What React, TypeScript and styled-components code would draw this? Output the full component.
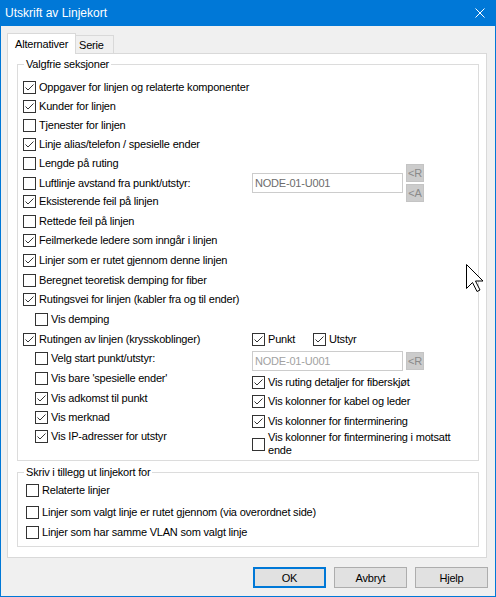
import React from 'react';
import styled, { createGlobalStyle } from 'styled-components';

const Global = createGlobalStyle`
  html, body { margin: 0; padding: 0; background: #ffffff; }
  body { font-family: "Liberation Sans", Arial, sans-serif; font-size: 11px; letter-spacing: -0.2px; color: #000; }
  * { box-sizing: border-box; }
`;

const Window = styled.div`
  position: relative;
  width: 496px;
  height: 597px;
  background: #f0f0f0;
  border: 1px solid #0078d7;
  border-top: none;
  display: flex;
  flex-direction: column;
  overflow: hidden;
`;

const TitleBar = styled.div`
  height: 26px;
  flex: none;
  background: #0078d7;
  color: #ffffff;
  display: flex;
  align-items: center;
  justify-content: space-between;
  padding: 0 10px 0 4px;
  font-size: 12px;
  letter-spacing: 0;
`;

const Body = styled.div`
  flex: 1;
  display: flex;
  flex-direction: column;
  padding: 7px 7px 0 6px;
`;

const TabStrip = styled.div`
  display: flex;
  align-items: flex-end;
  height: 20px;
  position: relative;
  z-index: 1;
`;

const Tab = styled.div<{ $active?: boolean; $w: number }>`
  width: ${p => p.$w}px;
  height: ${p => (p.$active ? 21 : 18)}px;
  margin-bottom: ${p => (p.$active ? -1 : 0)}px;
  background: ${p => (p.$active ? '#ffffff' : '#f0f0f0')};
  border: 1px solid #d9d9d9;
  border-bottom: none;
  border-left: ${p => (p.$active ? '1px solid #d9d9d9' : 'none')};
  padding-left: ${p => (p.$active ? 7 : 3)}px;
  display: flex;
  align-items: center;
  padding-bottom: ${p => (p.$active ? 1 : 0)}px;
`;

const Panel = styled.div`
  width: 480px;
  height: 505px;
  background: #ffffff;
  border: 1px solid #d9d9d9;
  padding: 4px 0 0 9px;
  display: flex;
  flex-direction: column;
`;

const Group = styled.fieldset<{ $h: number; $mt?: number }>`
  margin: ${p => p.$mt ?? 0}px 0 0 0;
  width: 462px;
  height: ${p => p.$h}px;
  border: 1px solid #dcdcdc;
  padding: 0;
  min-width: 0;
`;

const Legend = styled.legend`
  margin-left: 6px;
  padding: 0 2px;
  line-height: 13px;
  font-size: 11px;
`;

const Content = styled.div<{ $pt: number; $pl: number }>`
  display: flex;
  flex-direction: column;
  padding: ${p => p.$pt}px 0 0 ${p => p.$pl}px;
`;

const Row = styled.div<{ $h: number; $indent?: number }>`
  display: flex;
  align-items: center;
  height: ${p => p.$h}px;
  padding-left: ${p => p.$indent ?? 0}px;
`;

const SplitRow = styled.div<{ $h: number }>`
  display: grid;
  grid-template-columns: 229px auto auto;
  justify-content: start;
  align-items: center;
  height: ${p => p.$h}px;
`;

const PairRow = styled.div`
  display: grid;
  grid-template-columns: 61px auto;
  align-items: center;
  height: 19px;
`;

const Item = styled.label`
  display: flex;
  align-items: center;
  gap: 3px;
  line-height: 13px;
  white-space: nowrap;
`;

const Text = styled.span<{ $w?: number }>`
  white-space: ${p => (p.$w ? 'normal' : 'nowrap')};
  width: ${p => (p.$w ? `${p.$w}px` : 'auto')};
`;

const Box = styled.span`
  width: 13px;
  height: 13px;
  flex: none;
  border: 1px solid #333333;
  background: #ffffff;
  display: flex;
`;

const Columns = styled.div`
  display: grid;
  grid-template-columns: 229px 1fr;
`;

const Column = styled.div`
  display: flex;
  flex-direction: column;
`;

const FieldWrap = styled.div`
  display: flex;
  align-items: center;
  gap: 3px;
`;

const TextField = styled.div<{ $dim?: boolean }>`
  width: 151px;
  height: 20px;
  border: 1px solid #cccccc;
  background: #ffffff;
  color: ${p => (p.$dim ? '#a2a2a2' : '#6d6d6d')};
  padding-left: 2px;
  display: flex;
  align-items: center;
`;

const BtnStack = styled.div`
  display: flex;
  flex-direction: column;
  gap: 2px;
  margin: -10px 0 -10px 3px;
`;

const SmallBtn = styled.div`
  width: 18px;
  height: 18px;
  background: #cccccc;
  border: 1px solid #c4c4c4;
  color: #8a8a8a;
  display: flex;
  align-items: center;
  justify-content: center;
  font-size: 11px;
`;

const Footer = styled.div`
  display: flex;
  justify-content: flex-end;
  gap: 8px;
  margin-top: 9px;
`;

const Button = styled.div<{ $default?: boolean }>`
  width: 73px;
  height: 21px;
  background: #e1e1e1;
  border: ${p => (p.$default ? '2px solid #0078d7' : '1px solid #adadad')};
  display: flex;
  align-items: center;
  justify-content: center;
`;

const Cursor = styled.svg`
  position: absolute;
  left: 465px;
  top: 264px;
`;

const Check = ({ on }: { on?: boolean }) => (
  <Box>
    {on && (
      <svg width="11" height="11" viewBox="0 0 11 11">
        <path d="M1.5 5.5 L4 8 L9.5 2.5" stroke="#333333" strokeWidth="1" fill="none" />
      </svg>
    )}
  </Box>
);

const CheckItem = ({ label, on, w }: { label: string; on?: boolean; w?: number }) => (
  <Item>
    <Check on={on} />
    <Text $w={w}>{label}</Text>
  </Item>
);

type Opt = { label: string; on?: boolean; h: number; indent?: number };

const upper: Opt[] = [
  { label: 'Oppgaver for linjen og relaterte komponenter', on: true, h: 19 },
  { label: 'Kunder for linjen', on: true, h: 19 },
  { label: 'Tjenester for linjen', h: 18 },
  { label: 'Linje alias/telefon / spesielle ender', on: true, h: 20 },
  { label: 'Lengde på ruting', h: 19 },
  { label: 'Luftlinje avstand fra punkt/utstyr:', h: 18 },
  { label: 'Eksisterende feil på linjen', on: true, h: 20 },
  { label: 'Rettede feil på linjen', h: 20 },
  { label: 'Feilmerkede ledere som inngår i linjen', on: true, h: 19 },
  { label: 'Linjer som er rutet gjennom denne linjen', on: true, h: 20 },
  { label: 'Beregnet teoretisk demping for fiber', h: 20 },
  { label: 'Rutingsvei for linjen (kabler fra og til ender)', on: true, h: 19 },
  { label: 'Vis demping', h: 21, indent: 12 },
];

const lowerLeft: Opt[] = [
  { label: 'Rutingen av linjen (krysskoblinger)', on: true, h: 19 },
  { label: 'Velg start punkt/utstyr:', h: 19, indent: 12 },
  { label: "Vis bare 'spesielle ender'", h: 20, indent: 12 },
  { label: 'Vis adkomst til punkt', on: true, h: 20, indent: 12 },
  { label: 'Vis merknad', on: true, h: 19, indent: 12 },
  { label: 'Vis IP-adresser for utstyr', on: true, h: 19, indent: 12 },
];

const lowerRight: Opt[] = [
  { label: 'Vis ruting detaljer for fiberskjøt', on: true, h: 20 },
  { label: 'Vis kolonner for kabel og leder', on: true, h: 19 },
  { label: 'Vis kolonner for finterminering', on: true, h: 21 },
];

const extra: Opt[] = [
  { label: 'Relaterte linjer', h: 21 },
  { label: 'Linjer som valgt linje er rutet gjennom (via overordnet side)', h: 22 },
  { label: 'Linjer som har samme VLAN som valgt linje', h: 19 },
];

export default function App() {
  return (
    <>
      <Global />
      <Window>
        <TitleBar>
          <span>Utskrift av Linjekort</span>
          <svg width="10" height="10" viewBox="0 0 10 10">
            <path d="M0.5 0.5 L9.5 9.5 M9.5 0.5 L0.5 9.5" stroke="#ffffff" strokeWidth="1" />
          </svg>
        </TitleBar>
        <Body>
          <TabStrip>
            <Tab $active $w={69}>Alternativer</Tab>
            <Tab $w={38}>Serie</Tab>
          </TabStrip>
          <Panel>
            <Group $h={403}>
              <Legend>Valgfrie seksjoner</Legend>
              <Content $pt={7} $pl={5}>
                {upper.map((o, i) =>
                  i === 5 ? (
                    <SplitRow key={o.label} $h={o.h}>
                      <CheckItem label={o.label} on={o.on} />
                      <TextField>NODE-01-U001</TextField>
                      <BtnStack>
                        <SmallBtn>&lt;R</SmallBtn>
                        <SmallBtn>&lt;A</SmallBtn>
                      </BtnStack>
                    </SplitRow>
                  ) : (
                    <Row key={o.label} $h={o.h} $indent={o.indent}>
                      <CheckItem label={o.label} on={o.on} />
                    </Row>
                  )
                )}
                <Columns>
                  <Column>
                    {lowerLeft.map(o => (
                      <Row key={o.label} $h={o.h} $indent={o.indent}>
                        <CheckItem label={o.label} on={o.on} />
                      </Row>
                    ))}
                  </Column>
                  <Column>
                    <PairRow>
                      <CheckItem label="Punkt" on />
                      <CheckItem label="Utstyr" on />
                    </PairRow>
                    <Row $h={23}>
                      <FieldWrap>
                        <TextField $dim>NODE-01-U001</TextField>
                        <SmallBtn>&lt;R</SmallBtn>
                      </FieldWrap>
                    </Row>
                    {lowerRight.map(o => (
                      <Row key={o.label} $h={o.h}>
                        <CheckItem label={o.label} on={o.on} />
                      </Row>
                    ))}
                    <Row $h={24}>
                      <CheckItem label="Vis kolonner for finterminering i motsatt ende" w={192} />
                    </Row>
                  </Column>
                </Columns>
              </Content>
            </Group>
            <Group $h={81} $mt={5}>
              <Legend>Skriv i tillegg ut linjekort for</Legend>
              <Content $pt={1} $pl={8}>
                {extra.map(o => (
                  <Row key={o.label} $h={o.h}>
                    <CheckItem label={o.label} on={o.on} />
                  </Row>
                ))}
              </Content>
            </Group>
          </Panel>
          <Footer>
            <Button $default>OK</Button>
            <Button>Avbryt</Button>
            <Button>Hjelp</Button>
          </Footer>
        </Body>
        <Cursor width="18" height="28" viewBox="0 0 18 28">
          <path
            d="M0.5 0.5 L0.5 24.5 L6.5 18.5 L11 27.5 L14 26 L9.5 17 L17 17 Z"
            fill="#ffffff"
            stroke="#000000"
            strokeWidth="1"
            strokeLinejoin="miter"
          />
        </Cursor>
      </Window>
    </>
  );
}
────────────────
■ What needs to be done
Identify each line of the material where the word "React" shows up, and copy it.

■ Answer for this exercise
What React, TypeScript and styled-components code would draw this? Output the full component.
import React from 'react';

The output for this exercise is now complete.